Showcasing new black artists

The exhibit ran from August 3-24 and featured eight young black artists ages 19-29.  21-year-old Kavan (aka KFlako) said he puts himself wholeheartedly into everything he expresses through art. He often uses the symbol of the eye in his pieces to represent death of the old self giving way to a new self of the subconscious. 25-year-old Lidia Santos said she enjoys using her art form to depict growth and connectedness to nature through soul and body. 20-year-old Yusef Brown uses art to express the duality of the nature of spirituality and balance between the masculine and feminine.

Good Shepherd Arts Center often showcases first-time exhibitors to help them find an audience. Taylor, who curated the show in collaboration with artists Matthew Scott and Jayvn Solomon, said, “Some of the featured black artists in this show have never exhibited before. It’s exciting to see their works on display!”

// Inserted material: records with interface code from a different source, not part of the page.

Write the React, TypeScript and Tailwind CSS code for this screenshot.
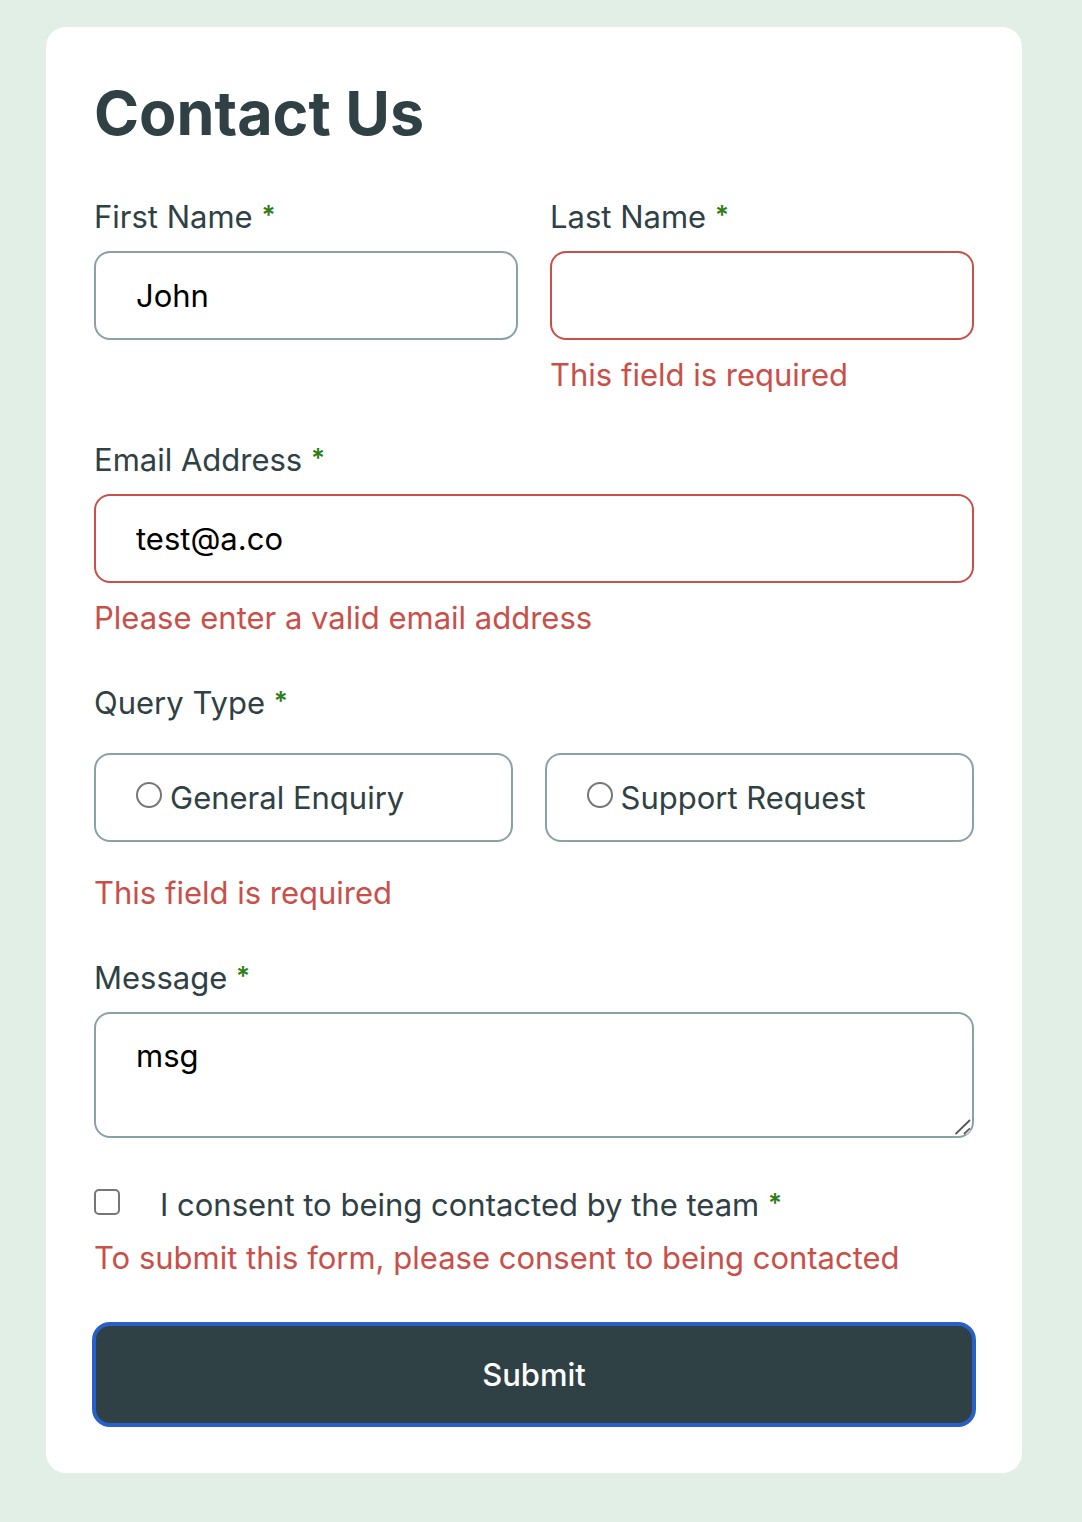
import type { ReactNode } from "react";

const control =
  "block w-full rounded-2xl border-2 bg-white px-10 text-black outline-none";

function Star() {
  return (
    <>
      {" "}
      <span className="align-[4px] text-[26px] leading-none font-semibold text-[#2f7d16]">*</span>
    </>
  );
}

function ErrorText({ id, children }: { id: string; children: ReactNode }) {
  return (
    <p id={id} className="text-[#c94f49]">
      {children}
    </p>
  );
}

export default function App() {
  return (
    <main className="min-h-screen bg-[#e2efe6] pt-[27px] pr-[60px] pb-[49px] pl-[46px] font-['Inter',sans-serif] text-[31px] leading-10 text-[#2f4145]">
      <form
        noValidate
        onSubmit={(e) => e.preventDefault()}
        className="rounded-[20px] bg-white p-12 pb-[46px]"
      >
        <h1 className="mb-[46px] text-[61px] leading-[76px] font-bold">Contact Us</h1>

        <div className="grid grid-cols-2 gap-8">
          <div>
            <label htmlFor="first">
              First Name
              <Star />
            </label>
            <input
              id="first"
              type="text"
              defaultValue="John"
              className={`${control} mt-3.5 h-[89px] border-[#8aa2a6]`}
            />
          </div>
          <div>
            <label htmlFor="last">
              Last Name
              <Star />
            </label>
            <input
              id="last"
              type="text"
              aria-invalid="true"
              aria-describedby="last-error"
              className={`${control} mt-3.5 mb-[15px] h-[89px] border-[#c94f49]`}
            />
            <ErrorText id="last-error">This field is required</ErrorText>
          </div>
        </div>

        <div className="mt-[45px]">
          <label htmlFor="email">
            Email Address
            <Star />
          </label>
          <input
            id="email"
            type="email"
            defaultValue="test@a.co"
            aria-invalid="true"
            aria-describedby="email-error"
            className={`${control} mt-3.5 mb-[15px] h-[89px] border-[#c94f49]`}
          />
          <ErrorText id="email-error">Please enter a valid email address</ErrorText>
        </div>

        <fieldset className="mt-[45px]" aria-describedby="query-error">
          <legend>
            Query Type
            <Star />
          </legend>
          <div className="mt-[30px] mb-[31px] flex gap-8">
            {["General Enquiry", "Support Request"].map((name) => (
              <label
                key={name}
                className="flex h-[89px] grow items-center gap-2 rounded-2xl border-2 border-[#8aa2a6] px-10 whitespace-nowrap"
              >
                <input
                  type="radio"
                  name="query"
                  value={name}
                  className="mb-1.5 size-[26px] shrink-0 appearance-none rounded-full border-2 border-[#767676] bg-white checked:bg-[#2f4145]"
                />
                {name}
              </label>
            ))}
          </div>
          <ErrorText id="query-error">This field is required</ErrorText>
        </fieldset>

        <div className="mt-[45px]">
          <label htmlFor="message">
            Message
            <Star />
          </label>
          <div className="relative mt-3.5">
            <textarea
              id="message"
              defaultValue="msg"
              className={`${control} h-[126px] resize-none border-[#8aa2a6] py-[22px]`}
            />
            <svg
              aria-hidden="true"
              viewBox="0 0 16 16"
              className="pointer-events-none absolute right-[3px] bottom-[3px] size-4"
              fill="none"
              stroke="#555"
              strokeWidth="1.8"
            >
              <path d="M0.5 15L15 1M9 15L15 9.5" />
              <path d="M11 15.5L15.5 11" stroke="#ccc" />
            </svg>
          </div>
        </div>

        <div className="mt-[47px] mb-[13px] flex items-center gap-10">
          <input
            id="consent"
            type="checkbox"
            aria-describedby="consent-error"
            className="mb-1.5 size-[26px] shrink-0 appearance-none rounded-[5px] border-2 border-[#767676] bg-white checked:bg-[#2f4145]"
          />
          <label htmlFor="consent">
            I consent to being contacted by the team
            <Star />
          </label>
        </div>
        <ErrorText id="consent-error">
          To submit this form, please consent to being contacted
        </ErrorText>

        <div className="-mx-0.5 mt-11">
          <button
            type="submit"
            className="block h-[105px] w-full rounded-[18px] border-4 border-[#285fc9] bg-[#2f4145] font-medium text-white"
          >
            Submit
          </button>
        </div>
      </form>
    </main>
  );
}
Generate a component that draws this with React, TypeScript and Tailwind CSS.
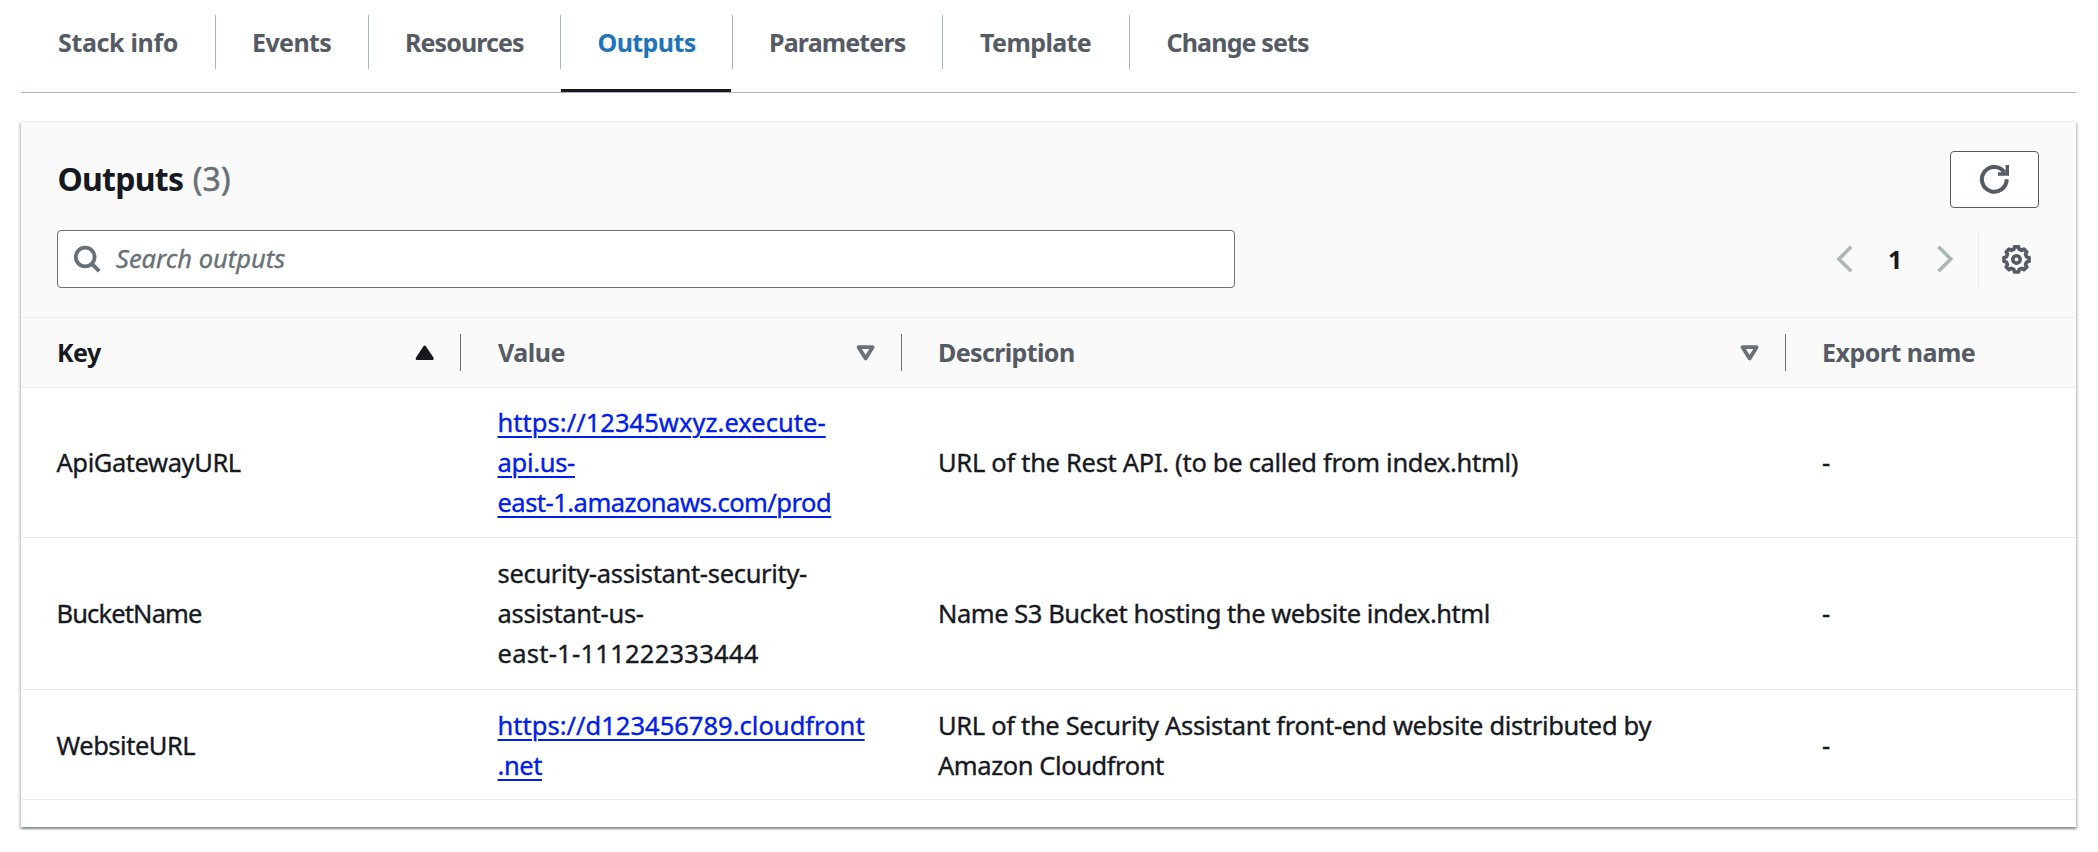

Elevating creative expressions

Jayven said, “We are literally about elevating artists and their creative expressions. There are enough resources for every artist to succeed in St. Louis.”

Matthew believes in taking the egalitarian view when curating art shows. He said, “We want people to feel welcome when viewing artists’ works, not cliquish. Artwork demonstrates that we are all interconnected, even though we may think we are isolated from one another.”

Good Shepherd Arts Center is holding a fundraiser in September. All donations will be matched 1:1, up to $5,000, from an anonymous donor. Help give budding artists and established local artists more opportunities. Donate today!

More stories like this appear in the Sisters of the Good Shepherd Province of Mid-North America monthly newsletter Items of Interest.

black artists
Ferguson visual artist Kavan (aka KFlako, left) and his friend since high school, rapper Danien Rose. The 21-year-old men are collaborating to meld Kavan’s art with Danien’s rap lyrics.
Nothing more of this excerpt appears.